From an anchorite’s cell to the vast expanse of the South African Western Cape. The Bosjes chapel, by Coetzee Steyn of London-based Steyn Studio, won the Civic Trust regional award last year. This apparently weightless chapel, consisting of a slim concrete cast shell and a self-supporting roof, undulates dramatically, falling and rising in peaks to mirror the forms of the distant mountains. The chapel is set within a vineyard and pomegranate orchard (the masterplan also contains a new restaurant and luxury accommodation).

This sculptural chapel is both striking and serene; surrounded by a calm pool, it appears to float on the water’s surface. Reflections continue indoors with a polished terrazzo floor, emphasising the contrasts of light and shadow of whitewashed ceiling’s curves.

The design is inspired by local historic Cape Dutch gables as well as simple 19th century Moravian mission stations. The plan is simple and rectangular, allowing the inside to function as an assembly space. Furnishings are simple and neutral – wood and brass – to emphasise the spectacular views.

The curvilinear roof suggests graceful movement, like a flock of migrating birds. The brief referred to Psalm 36:7: ‘How precious, O God, is your constant love! We find protection under the shadow of your wings.’

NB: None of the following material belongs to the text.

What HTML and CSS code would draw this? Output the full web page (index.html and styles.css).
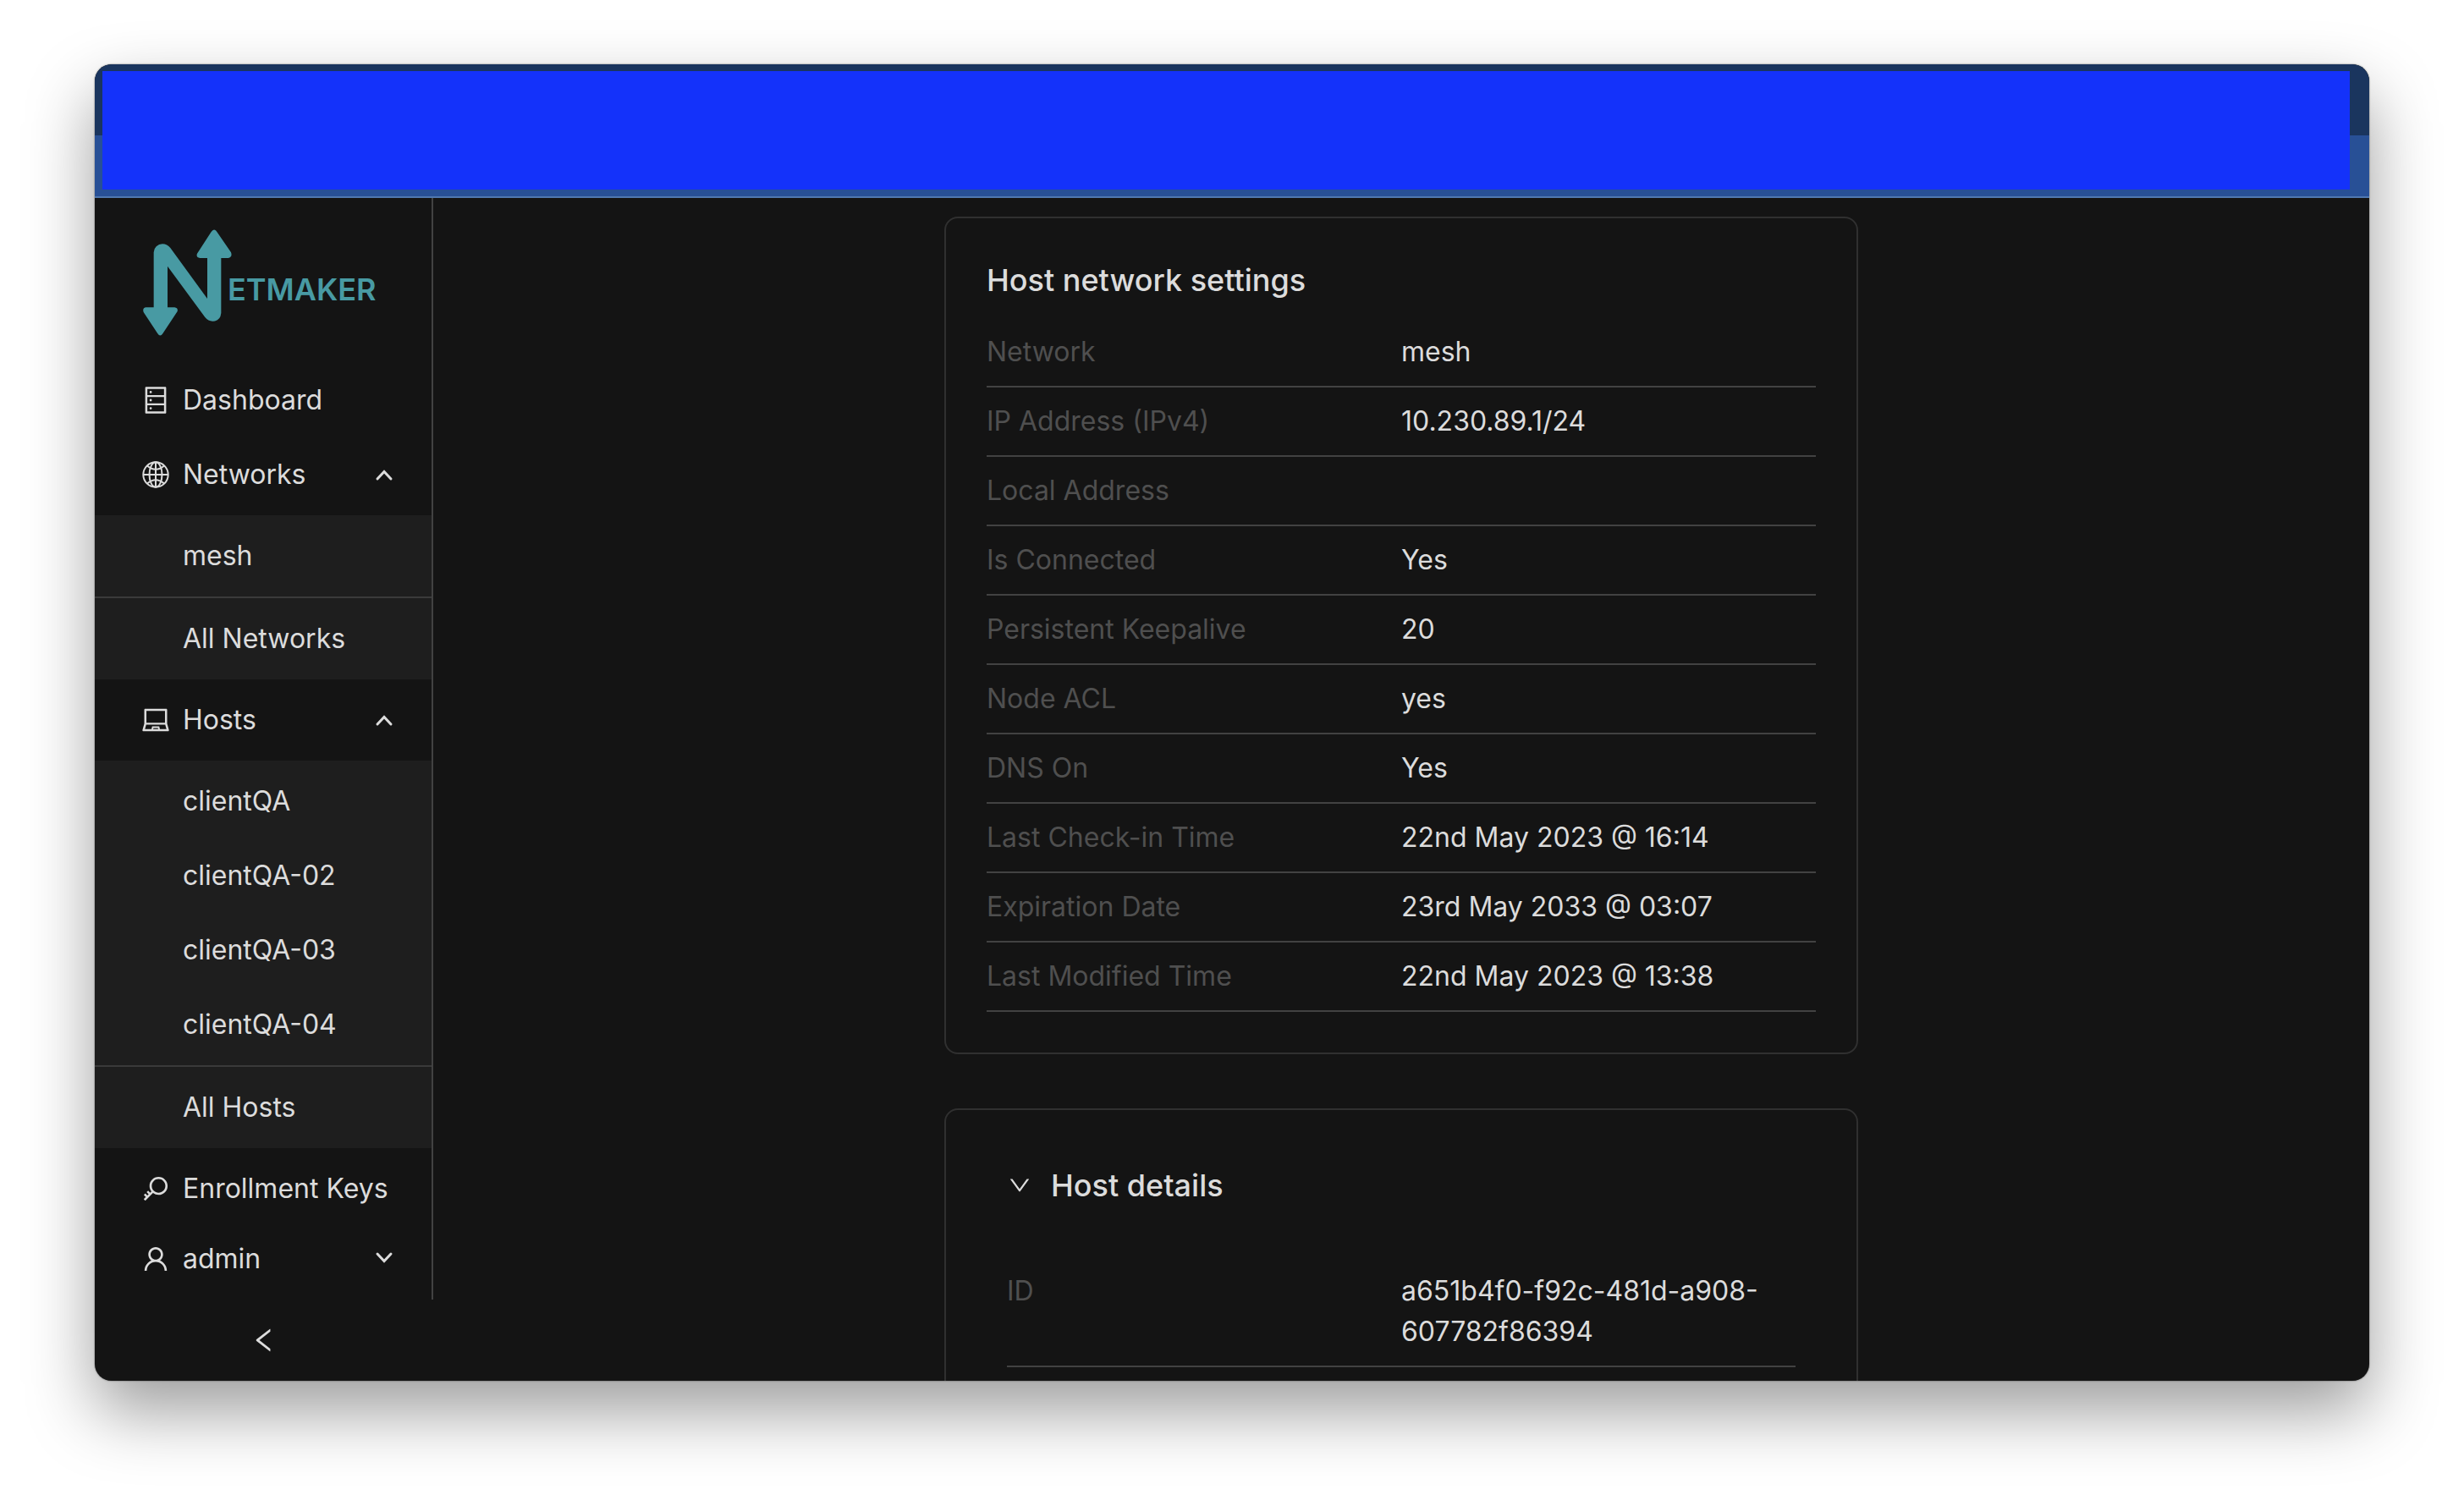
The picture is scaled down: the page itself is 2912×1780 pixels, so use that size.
FILE: index.html
```html
<!DOCTYPE html>
<html lang="en">
<head>
<meta charset="utf-8">
<meta name="viewport" content="width=device-width, initial-scale=1">
<title>Netmaker</title>
<link rel="stylesheet" href="styles.css">
</head>
<body>
<div class="window">
  <header class="titlebar"><div class="titlebar-cover"></div></header>
  <div class="app">
    <aside class="sidebar">
      <nav class="sidebar-body" aria-label="Main">
        <a class="logo" href="#">
          <svg class="logo-mark" viewBox="206 632 300 376" aria-hidden="true"><path d="M244 908V713A31 30 0 0 1 275 683Q292 683 303 697L434 877V733H408Q393 731 398 717L448 640Q458 625 468 640L518 713Q524 730 508 733H483V928Q480 957 453 957Q437 957 426 943L293 762V908H318Q331 910 328 922L276 1001Q267 1014 258 1001L208 925Q203 909 217 908Z"/></svg>
          <span class="logo-text">ETMAKER</span>
        </a>
        <a class="item" href="#"><svg class="icon" viewBox="0 0 1024 1024" aria-hidden="true"><path d="M832 64H192c-17.700 0-32 14.300-32 32v832c0 17.700 14.300 32 32 32h640c17.700 0 32-14.300 32-32V96c0-17.700-14.300-32-32-32zm-600 72h560v208H232V136zm560 480H232V408h560v208zm0 272H232V680h560v208zM304 240a40 40 0 1080 0 40 40 0 10-80 0zm0 272a40 40 0 1080 0 40 40 0 10-80 0zm0 272a40 40 0 1080 0 40 40 0 10-80 0z"/></svg>Dashboard</a>
        <button class="item" type="button" aria-expanded="true"><svg class="icon line" viewBox="0 0 36 36" aria-hidden="true"><circle cx="18" cy="18" r="14.700"/><path d="M18 3V33M3 18H33"/><ellipse cx="18" cy="18" rx="7.500" ry="14.700"/><path d="M8 7.500Q18 16 28 7.500M8 28.500Q18 20 28 28.500"/></svg>Networks<svg class="arrow" viewBox="0 0 24 24" aria-hidden="true"><path d="M4 17L12 8.500L20 17"/></svg></button>
        <div class="submenu">
          <a class="item" href="#">mesh</a>
          <hr class="divider">
          <a class="item" href="#">All Networks</a>
        </div>
        <button class="item" type="button" aria-expanded="true"><svg class="icon" viewBox="0 0 1024 1024" aria-hidden="true"><path d="M956.900 845.100L896.400 632V168c0-17.700-14.300-32-32-32h-704c-17.700 0-32 14.300-32 32v464L67.900 845.100C60.400 866 75.800 888 98 888h828.800c22.200 0 37.600-22 30.100-42.900zM200.400 208h624v395h-624V208zm228.300 608l8.100-37h150.300l8.100 37H428.700zm224 0l-19.100-86.800c-.8-3.700-4.100-6.300-7.800-6.300H398.200c-3.800 0-7 2.600-7.800 6.300L371.300 816H151l42.300-149h638.200l42.300 149H652.700z"/></svg>Hosts<svg class="arrow" viewBox="0 0 24 24" aria-hidden="true"><path d="M4 17L12 8.500L20 17"/></svg></button>
        <div class="submenu">
          <a class="item" href="#">clientQA</a>
          <a class="item" href="#">clientQA-02</a>
          <a class="item" href="#">clientQA-03</a>
          <a class="item" href="#">clientQA-04</a>
          <hr class="divider">
          <a class="item" href="#">All Hosts</a>
        </div>
        <a class="item item-last" href="#"><svg class="icon" viewBox="0 0 1024 1024" aria-hidden="true"><path d="M608 112c-167.900 0-304 136.100-304 304 0 70.300 23.900 135 63.900 186.500l-41.100 41.100-62.300-62.300a8.150 8.150 0 00-11.400 0l-39.800 39.800a8.150 8.150 0 000 11.400l62.300 62.300-44.900 44.900-62.300-62.300a8.150 8.150 0 00-11.400 0l-39.800 39.800a8.150 8.150 0 000 11.400l62.300 62.300-65.300 65.300a8.030 8.030 0 000 11.300l42.300 42.300c3.100 3.100 8.200 3.100 11.300 0l253.600-253.600A304.060 304.060 0 00608 720c167.900 0 304-136.100 304-304S775.900 112 608 112zm161.200 465.200C726.200 620.300 668.900 644 608 644c-60.900 0-118.200-23.700-161.200-66.800-43.100-43-66.800-100.300-66.800-161.200 0-60.900 23.700-118.200 66.800-161.200 43-43.100 100.300-66.800 161.200-66.800 60.900 0 118.200 23.700 161.200 66.800 43.100 43 66.800 100.300 66.800 161.200 0 60.900-23.700 118.200-66.800 161.200z"/></svg>Enrollment Keys</a>
        <button class="item account" type="button" aria-expanded="false"><svg class="icon" viewBox="0 0 1024 1024" aria-hidden="true"><path d="M858.500 763.600a374 374 0 00-80.600-119.500 375.630 375.630 0 00-119.500-80.600c-.4-.2-.8-.3-1.200-.5C719.500 518 760 444.700 760 362c0-137-111-248-248-248S264 225 264 362c0 82.700 40.500 156 102.800 201.100-.4.200-.8.300-1.200.5-44.800 18.900-85 46-119.500 80.600a375.630 375.630 0 00-80.600 119.500A371.700 371.700 0 00136 901.800a8 8 0 008 8.200h60c4.400 0 7.900-3.500 8-7.800 2-77.200 33-149.500 87.800-204.300 56.700-56.700 132-87.900 212.200-87.900s155.500 31.200 212.200 87.900C779 752.700 810 825 812 902.200c.1 4.400 3.600 7.800 8 7.800h60a8 8 0 008-8.200c-1-47.800-10.900-94.300-29.500-138.200zM512 534c-45.900 0-89.100-17.900-121.600-50.400S340 407.900 340 362c0-45.900 17.900-89.100 50.400-121.600S466.100 190 512 190s89.100 17.900 121.600 50.400S684 316.100 684 362c0 45.900-17.900 89.100-50.400 121.600S557.900 534 512 534z"/></svg>admin<svg class="arrow" viewBox="0 0 24 24" aria-hidden="true"><path d="M4 6L12 14.500L20 6"/></svg></button>
      </nav>
      <button class="collapse" type="button" aria-label="Collapse sidebar"><svg class="icon" viewBox="0 0 1024 1024" aria-hidden="true"><path d="M724 218.300V141c0-6.700-7.700-10.400-12.900-6.300L260.300 486.800a31.860 31.860 0 000 50.300l450.800 352.100c5.300 4.100 12.900.4 12.900-6.300v-77.300c0-4.900-2.300-9.600-6.100-12.600l-360-281 360-281.100c3.800-3 6.100-7.700 6.100-12.600z"/></svg></button>
    </aside>
    <main class="content">
      <section class="card">
        <h2 class="heading card-title">Host network settings</h2>
        <dl class="rows">
          <div class="row"><dt>Network</dt><dd>mesh</dd></div>
          <div class="row"><dt>IP Address (IPv4)</dt><dd>10.230.89.1/24</dd></div>
          <div class="row"><dt>Local Address</dt><dd></dd></div>
          <div class="row"><dt>Is Connected</dt><dd>Yes</dd></div>
          <div class="row"><dt>Persistent Keepalive</dt><dd>20</dd></div>
          <div class="row"><dt>Node ACL</dt><dd>yes</dd></div>
          <div class="row"><dt>DNS On</dt><dd>Yes</dd></div>
          <div class="row"><dt>Last Check-in Time</dt><dd>22nd May 2023 @ 16:14</dd></div>
          <div class="row"><dt>Expiration Date</dt><dd>23rd May 2033 @ 03:07</dd></div>
          <div class="row"><dt>Last Modified Time</dt><dd>22nd May 2023 @ 13:38</dd></div>
        </dl>
      </section>
      <section class="card">
        <h2 class="heading"><button class="panel-toggle" type="button" aria-expanded="true"><svg class="panel-icon" viewBox="0 0 1024 1024" aria-hidden="true"><path d="M884 256h-75c-5.100 0-9.900 2.500-12.900 6.600L512 654.200 227.900 262.600c-3-4.100-7.800-6.600-12.900-6.600h-75c-6.500 0-10.300 7.400-6.500 12.700l352.600 486.100c12.800 17.600 39 17.600 51.700 0l352.600-486.100c3.900-5.300.1-12.700-6.400-12.700z"/></svg>Host details</button></h2>
        <dl class="rows panel-body">
          <div class="row"><dt>ID</dt><dd>a651b4f0-f92c-481d-a908-607782f86394</dd></div>
        </dl>
      </section>
    </main>
  </div>
</div>
</body>
</html>
```
FILE: styles.css
```css
:root {
  --bg: #141414;
  --bg-raised: #1e1e1e;
  --text: #dcdcdc;
  --text-dim: #4f4f4f;
  --line: #424242;
  --card-line: #303030;
  --brand: #489aa3;
}

* { box-sizing: border-box; }

body {
  margin: 0;
  padding: 76px 112px 148px;
  background: #fff;
  color: var(--text);
  font-family: Inter, "Liberation Sans", sans-serif;
  font-size: 32px;
  line-height: 48px;
}

a { color: inherit; text-decoration: none; }

button {
  border: 0;
  background: none;
  color: inherit;
  font: inherit;
  text-align: left;
  cursor: pointer;
}

svg { flex: none; fill: currentColor; }

.window {
  display: flex;
  flex-direction: column;
  height: calc(100vh - 224px);
  overflow: hidden;
  border-radius: 20px;
  background: var(--bg);
  box-shadow: 0 0 2px rgba(0, 0, 0, .6), 0 36px 80px rgba(0, 0, 0, .39);
}

.titlebar {
  flex: none;
  height: 158px;
  padding: 8px 23px 8px 9px;
  border-bottom: 2px solid #5078b0;
  background: linear-gradient(#1a355e 84px, #285096 84px);
}

.titlebar-cover {
  height: 140px;
  background: #1432fa;
}

.app {
  display: flex;
  flex: 1;
  min-height: 0;
}

/* Sidebar */
.sidebar {
  display: flex;
  flex: none;
  flex-direction: column;
  width: 400px;
}

.sidebar-body {
  display: flex;
  flex: 1;
  flex-direction: column;
  min-height: 0;
  border-right: 2px solid var(--line);
}

.logo {
  display: flex;
  align-items: flex-end;
  padding: 37px 0 36px 57px;
  color: var(--brand);
}

.logo-mark {
  width: 100px;
  height: 126px;
  overflow: visible;
}

.logo-text {
  margin-bottom: 37px;
  font-size: 36px;
  font-weight: 600;
  line-height: 36px;
}

.item {
  display: flex;
  flex: none;
  align-items: center;
  gap: 14px;
  width: 100%;
  height: 80px;
  margin-bottom: 8px;
  padding: 0 44px 0 54px;
}

.item-last {
  margin-bottom: 0;
}

.icon {
  width: 36px;
  height: 36px;
}

.line {
  fill: none;
  stroke: currentColor;
  stroke-width: 2;
}

.arrow {
  width: 24px;
  height: 24px;
  margin-left: auto;
  fill: none;
  stroke: currentColor;
  stroke-width: 3;
  stroke-linecap: round;
}

.submenu {
  margin-bottom: 8px;
  padding: 8px 0;
  background: var(--bg-raised);
}

.submenu .item {
  padding-left: 104px;
}

.submenu .item:last-child {
  margin-bottom: 0;
}

.divider {
  height: 2px;
  margin: 0 0 8px;
  border: 0;
  background: #3a3a3a;
}

.account {
  margin-top: auto;
}

.collapse {
  display: flex;
  flex: none;
  align-items: center;
  justify-content: center;
  height: 96px;
}

/* Main column */
.content {
  display: flex;
  flex: 1;
  flex-direction: column;
  align-items: center;
  gap: 64px;
  padding-top: 22px;
  overflow: hidden;
}

.card {
  flex: none;
  width: 100%;
  max-width: 1080px;
  padding: 48px;
  border: 2px solid var(--card-line);
  border-radius: 16px;
}

.heading {
  margin: 0;
  font-size: 36px;
  font-weight: 500;
  line-height: 50px;
}

.card-title {
  margin-bottom: 20px;
}

.rows { margin: 0; }

.row {
  display: grid;
  grid-template-columns: 1fr 1fr;
  padding: 16px 0;
  border-bottom: 2px solid var(--line);
}

.row dt { color: var(--text-dim); }
.row dd { min-height: 48px; margin: 0; }

.panel-toggle {
  display: flex;
  align-items: center;
  gap: 22px;
  width: 100%;
  padding: 16px 24px;
}

.panel-icon {
  width: 30px;
  height: 30px;
}

.panel-body {
  padding: 44px 24px 24px;
}
```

In 2013 Pope Francis wrote: ‘We must be bold enough to discover new signs and new symbols, new flesh to embody and communicate the word, and different forms of beauty.’ Opportunities to design sacred spaces do not come around often. When they do, they afford the architect a unique and exciting challenge to express, physically, ineffable ideas and emotions. Of course, such projects are often instigated by private clients with a bold vision, and the budget and the business incentive to take creative risks. But when the fates align, architects have the potential to produce their most challenging, awe-inspiring and career-defining work, while visitors may experience new, unexpected encounters with the divine.